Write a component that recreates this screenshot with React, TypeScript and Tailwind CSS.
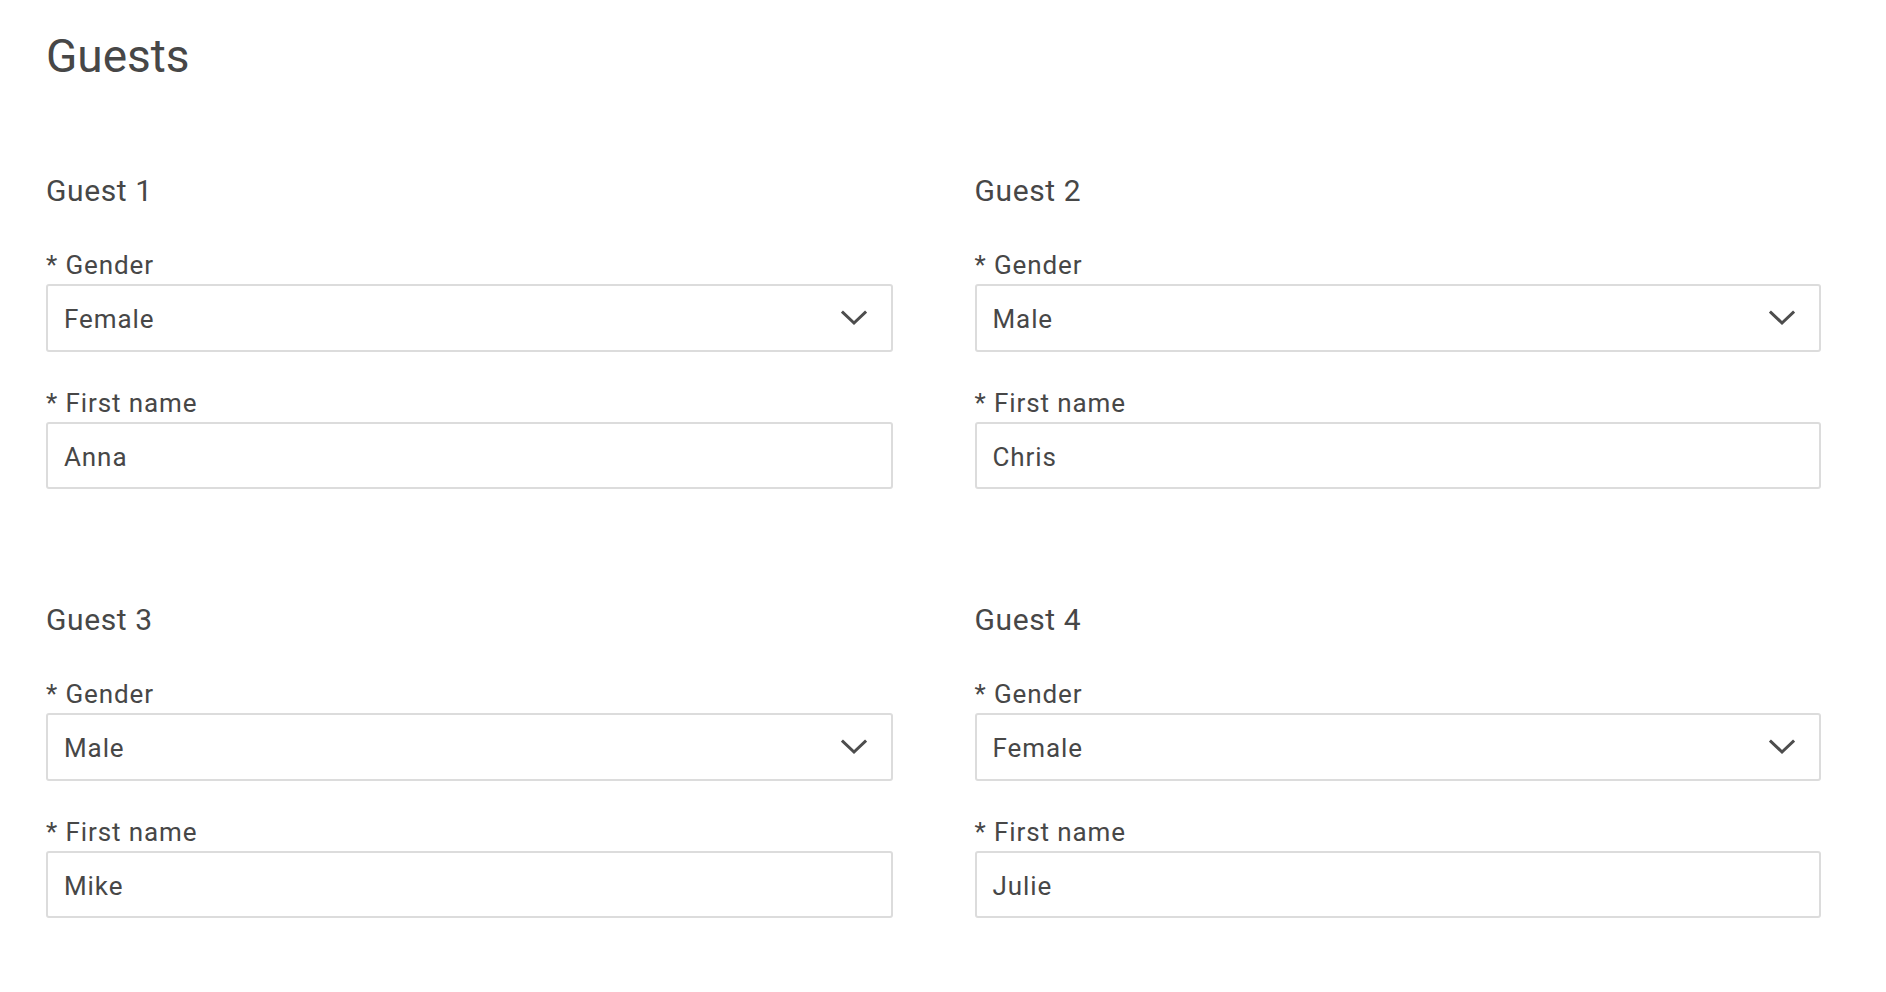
import React from "react";

const guests = [
  { n: 1, gender: "Female", name: "Anna" },
  { n: 2, gender: "Male", name: "Chris" },
  { n: 3, gender: "Male", name: "Mike" },
  { n: 4, gender: "Female", name: "Julie" },
];

function Chevron() {
  return (
    <svg width="26" height="16" viewBox="0 0 26 16" className="shrink-0">
      <path d="M2 2.5 L13 13 L24 2.5" fill="none" stroke="#4d4d4d" strokeWidth="3" strokeLinecap="square" />
    </svg>
  );
}

function Guest({ n, gender, name, top }: { n: number; gender: string; name: string; top: string }) {
  return (
    <div className={top}>
      <h2 className="text-[30px] leading-[36px] font-normal tracking-[0.6px]">Guest {n}</h2>
      <div className="mt-[40px] text-[26px] leading-[32px] tracking-[0.9px]">* Gender</div>
      <div className="mt-[3px] h-[68px] border-2 border-[#dcdcdc] rounded-[3px] flex items-center justify-between pl-[16px] pr-[24px] text-[26px] leading-[32px] tracking-[0.9px]">
        <span className="pt-[2px]">{gender}</span>
        <Chevron />
      </div>
      <div className="mt-[35px] text-[26px] leading-[32px] tracking-[0.9px]">* First name</div>
      <div className="mt-[3px] h-[67px] border-2 border-[#dcdcdc] rounded-[3px] flex items-center pl-[16px] text-[26px] leading-[32px] tracking-[0.9px]">
        <span className="pt-[2px]">{name}</span>
      </div>
    </div>
  );
}

export default function App() {
  return (
    <div
      className="min-h-[992px] bg-white text-[#474747] pl-[46px] pr-[65px] pt-[29px]"
      style={{ fontFamily: "Roboto, 'Noto Sans', sans-serif" }}
    >
      <h1 className="text-[46px] leading-[54px] font-normal">Guests</h1>
      <div className="grid grid-cols-2 gap-x-[82px]">
        {guests.map((g) => (
          <Guest key={g.n} n={g.n} gender={g.gender} name={g.name} top={g.n <= 2 ? "mt-[90px]" : "mt-[113px]"} />
        ))}
      </div>
    </div>
  );
}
════════
* [Description of the task]
Repeat the listing in full and exactly. Do not include any images.

* [Task output]
Write a component that recreates this screenshot with React, TypeScript and Tailwind CSS.
import React from "react";

const guests = [
  { n: 1, gender: "Female", name: "Anna" },
  { n: 2, gender: "Male", name: "Chris" },
  { n: 3, gender: "Male", name: "Mike" },
  { n: 4, gender: "Female", name: "Julie" },
];

function Chevron() {
  return (
    <svg width="26" height="16" viewBox="0 0 26 16" className="shrink-0">
      <path d="M2 2.5 L13 13 L24 2.5" fill="none" stroke="#4d4d4d" strokeWidth="3" strokeLinecap="square" />
    </svg>
  );
}

function Guest({ n, gender, name, top }: { n: number; gender: string; name: string; top: string }) {
  return (
    <div className={top}>
      <h2 className="text-[30px] leading-[36px] font-normal tracking-[0.6px]">Guest {n}</h2>
      <div className="mt-[40px] text-[26px] leading-[32px] tracking-[0.9px]">* Gender</div>
      <div className="mt-[3px] h-[68px] border-2 border-[#dcdcdc] rounded-[3px] flex items-center justify-between pl-[16px] pr-[24px] text-[26px] leading-[32px] tracking-[0.9px]">
        <span className="pt-[2px]">{gender}</span>
        <Chevron />
      </div>
      <div className="mt-[35px] text-[26px] leading-[32px] tracking-[0.9px]">* First name</div>
      <div className="mt-[3px] h-[67px] border-2 border-[#dcdcdc] rounded-[3px] flex items-center pl-[16px] text-[26px] leading-[32px] tracking-[0.9px]">
        <span className="pt-[2px]">{name}</span>
      </div>
    </div>
  );
}

export default function App() {
  return (
    <div
      className="min-h-[992px] bg-white text-[#474747] pl-[46px] pr-[65px] pt-[29px]"
      style={{ fontFamily: "Roboto, 'Noto Sans', sans-serif" }}
    >
      <h1 className="text-[46px] leading-[54px] font-normal">Guests</h1>
      <div className="grid grid-cols-2 gap-x-[82px]">
        {guests.map((g) => (
          <Guest key={g.n} n={g.n} gender={g.gender} name={g.name} top={g.n <= 2 ? "mt-[90px]" : "mt-[113px]"} />
        ))}
      </div>
    </div>
  );
}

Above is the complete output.